How to Represent an African Country: Tunisia

by Caroline Bello on January 4, 2016

By Caroline Rose



Tunisia can be an incredibly rewarding yet difficult country to represent. Like many of its African neighbors, Tunisia has a long history of colonization. Having only gained its independence from France in 1956, it is a relatively young country. Tunisia is most commonly know as the birthplace of the Arab Spring and has been championed as a success story for democracy in a volatile region. Still, many Model UN delegates struggle representing this country in committee. While some may be discouraged by their African country assignments, representing Tunisia offers delegates strengths and perspectives that you can’t get as a P5 or western nation.  Here are a few ways to help you start research and navigate committee when representing this small but mighty state.

  1. Establish a theme of ‘Fresh Perspective’
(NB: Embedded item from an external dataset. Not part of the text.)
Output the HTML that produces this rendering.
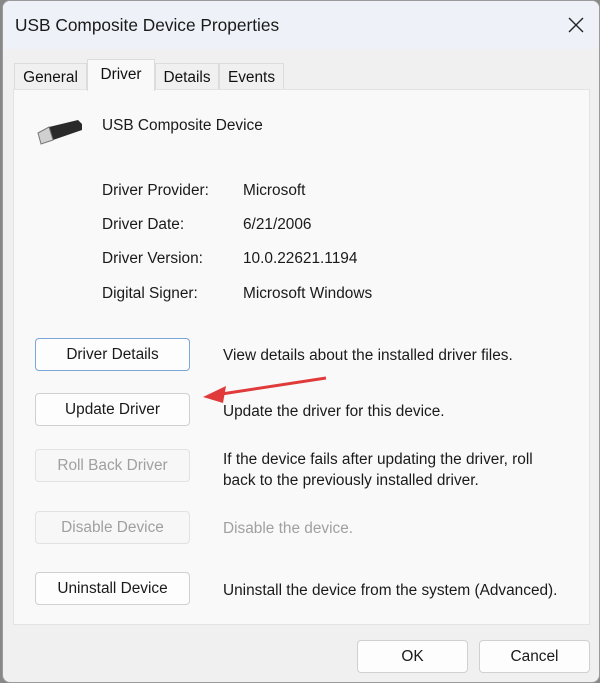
<!DOCTYPE html><html><head><style>
body{margin:0;width:600px;height:683px;background:#888;font-family:"Liberation Sans",sans-serif;position:relative;overflow:hidden}
.win{position:absolute;left:2px;top:0;width:596px;height:681px;background:#f0f0f0;border:1px solid #9a9a9a;border-radius:8px;overflow:hidden}
.title{height:48px;background:#eef2f8;position:relative}
.title span{position:absolute;left:12px;top:14px;font-size:17.3px;color:#1a1a1a}
.x{position:absolute;left:565px;top:16px}
.panel{position:absolute;left:10px;top:88px;width:575px;height:534px;background:#f9f9f9;border:1px solid #e3e3e3}
.tab{position:absolute;top:62px;height:26px;font-size:15.4px;color:#111;background:#f0f0f0;border:1px solid #dcdcdc;border-bottom:none;box-sizing:border-box;padding-top:5px;text-align:center}
.t{position:absolute;font-size:15.4px;color:#1a1a1a;white-space:nowrap}
.btn{position:absolute;left:32px;width:155px;height:33px;background:#fdfdfd;border:1px solid #d0d0d0;border-radius:4px;box-sizing:border-box;font-size:15.4px;text-align:center;line-height:31px;color:#1a1a1a}
.dis{color:#a0a0a0;background:#f7f7f7;border-color:#e2e2e2}
</style></head><body>
<div class="win">
<div class="title"><span>USB Composite Device Properties</span>
<svg class="x" width="16" height="16" viewBox="0 0 16 16"><path d="M1 1L15 15M15 1L1 15" stroke="#222" stroke-width="1.4"/></svg></div>
<div class="panel"></div>
<div class="tab" style="left:11px;width:73px">General</div>
<div class="tab" style="left:84px;width:68px;top:58px;height:32px;background:#f9f9f9;padding-top:6px">Driver</div>
<div class="tab" style="left:152px;width:64px">Details</div>
<div class="tab" style="left:216px;width:65px">Events</div>
<svg style="position:absolute;left:33px;top:114px" width="48" height="32" viewBox="0 0 48 32"><path d="M13 12L42 5L46 9L46 15L17 25Z" fill="#2a2a2a"/><path d="M2 18L13 12L17 25L5 29Z" fill="#d0d0d0" stroke="#777" stroke-width="1"/></svg>
<div class="t" style="left:99px;top:116px">USB Composite Device</div>
<div class="t" style="left:99px;top:181px">Driver Provider:</div><div class="t" style="left:240px;top:181px">Microsoft</div>
<div class="t" style="left:99px;top:215px">Driver Date:</div><div class="t" style="left:240px;top:215px">6/21/2006</div>
<div class="t" style="left:99px;top:249px">Driver Version:</div><div class="t" style="left:240px;top:249px">10.0.22621.1194</div>
<div class="t" style="left:99px;top:284px">Digital Signer:</div><div class="t" style="left:240px;top:284px">Microsoft Windows</div>
<div class="btn" style="top:337px;border-color:#7aa6d8">Driver Details</div>
<div class="t" style="left:220px;top:346px">View details about the installed driver files.</div>
<div class="btn" style="top:392px">Update Driver</div>
<div class="t" style="left:220px;top:402px">Update the driver for this device.</div>
<div class="btn dis" style="top:448px">Roll Back Driver</div>
<div class="t" style="left:220px;top:448px;line-height:21px">If the device fails after updating the driver, roll<br>back to the previously installed driver.</div>
<div class="btn dis" style="top:510px">Disable Device</div>
<div class="t" style="left:220px;top:519px;color:#a0a0a0">Disable the device.</div>
<div class="btn" style="top:571px">Uninstall Device</div>
<div class="t" style="left:220px;top:581px">Uninstall the device from the system (Advanced).</div>
<div class="btn" style="left:354px;top:639px;width:111px;height:33px">OK</div>
<div class="btn" style="left:476px;top:639px;width:111px;height:33px">Cancel</div>
</div>
<svg style="position:absolute;left:0;top:0" width="600" height="683"><path d="M326 378L215 395" stroke="#e03a3a" stroke-width="3"/><path d="M203 397L226 386L223 403Z" fill="#e03a3a"/></svg>
</body></html>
The Republic of Tunisia is a young country but an even younger democracy, a strength many delegates overlook. In 2011, Tunisia was controlled by the extremely unstable regime of Zine el Abide Ben Ali.  Politically and culturally, Tunisians lacked a a voice and power in government. Economically, the tourist and foreign investments that once held its economy together were then nonexistent. Post Arab Spring Tunisia still struggles with an unemployment rate of nearly 13% and a large external debt, but the country is still widely heralded as a successful implementation of democracy. After 2011, the National Unity Government, the party that opposed the regime, drafted a constitution that was adopted just three years later. In 2016 Tunisia stands as one of the few functioning democracies in its region. When representing Tunisia in any committee, though especially in human rights based ones, Tunisia’s fresh perspective and successful democratic positions should be key talking points when establishing your delegation as a committee leader.

2.  Do your research

Here are a few helpful policy points and country facts about Tunisia that are often overlooked

  • Tunisia is part of the ICC but not the ICJ
  • Tunisia is home to Ghriba, Africa’s oldest synagogue, and attracts many Israeli tourists
  • The country has both a President and a Prime Minister
  • The U.S. State Departmnet ranks Tunisia as a Tier 2 in human trafficking, one of the biggest hotspots for traffickers
  • Many human rights organizations have voiced concern about the country’s new anti-terrorism law
  • Tunisia is the northern most country in Africa who’s number one trading partner is the European Union

3. Tunisia is diverse

Many delegates write off Tunisia as a small, desert, African country with little power in the UN when in fact Tunisia, who’s people identify with both North Africa and the Middle East, is a very diverse country. It is a trade and agriculture force within the region, far surpassing neighbors such as Libya and Algeria in arable farm land and exports of natural resources like petroleum. Tunisia has deserts, mountains, and a Mediterranean coastline. While the county’s Sunni Muslims exceeds 90% of the population, Tunisia is home to Arabs, Christians, Europeans, and Jews, each with unique cultures and languages.  Being familiar with this cultural mosaic of identities can help delegates move beyond a one dimensional platform and build a large, diverse coalition of countries that can draft innovative resolutions.